On x86-64, kernel memory freed after init can be entirely unmapped instead
of just getting 'poisoned' by overwriting with a debug pattern.

On i386 and x86-64 (under CONFIG_DEBUG_RODATA), kernel text and bug table
can also be write-protected.

Compared to the first version, this one prevents re-creating deleted
mappings in the kernel image range on x86-64, if those got removed
previously. This, together with the original changes, prevents temporarily
having inconsistent mappings when cacheability attributes are being
changed on such pages (e.g. from AGP code). While on i386 such duplicate
mappings don't exist, the same change is done there, too, both for
consistency and because checking pte_present() before using various other
pte_XXX functions is a requirement anyway. At once, i386 code gets
adjusted to use pte_huge() instead of open coding this.
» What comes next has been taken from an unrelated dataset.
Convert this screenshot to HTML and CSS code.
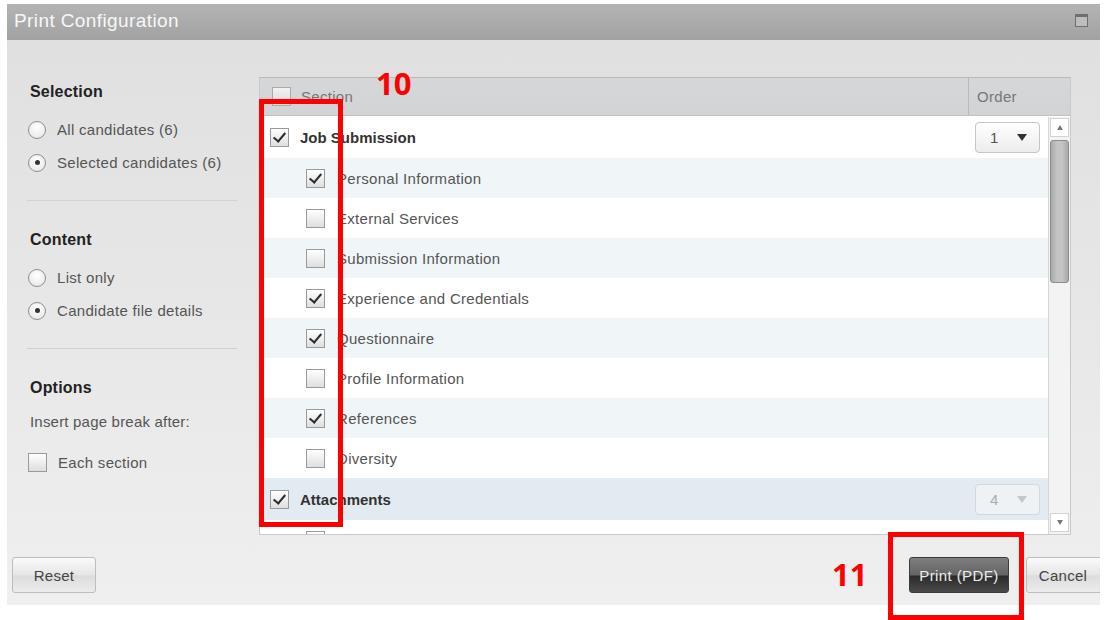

Signed-off-by: Jan Beulich <jbeulich@novell.com>
Signed-off-by: Andi Kleen <ak@suse.de>

---
 arch/i386/kernel/vmlinux.lds.S   |    4 ++--
 arch/i386/mm/init.c              |   27 ++++++++++++++++++++-------
 arch/i386/mm/pageattr.c          |    6 ++++--
 arch/x86_64/kernel/head.S        |    1 -
 arch/x86_64/kernel/vmlinux.lds.S |    5 +++--
 arch/x86_64/mm/init.c            |   25 ++++++++++++++++---------
 arch/x86_64/mm/pageattr.c        |   18 +++++++++++++-----
 include/asm-i386/pgtable.h       |    2 ++
 include/linux/poison.h           |    3 ---
 9 files changed, 60 insertions(+), 31 deletions(-)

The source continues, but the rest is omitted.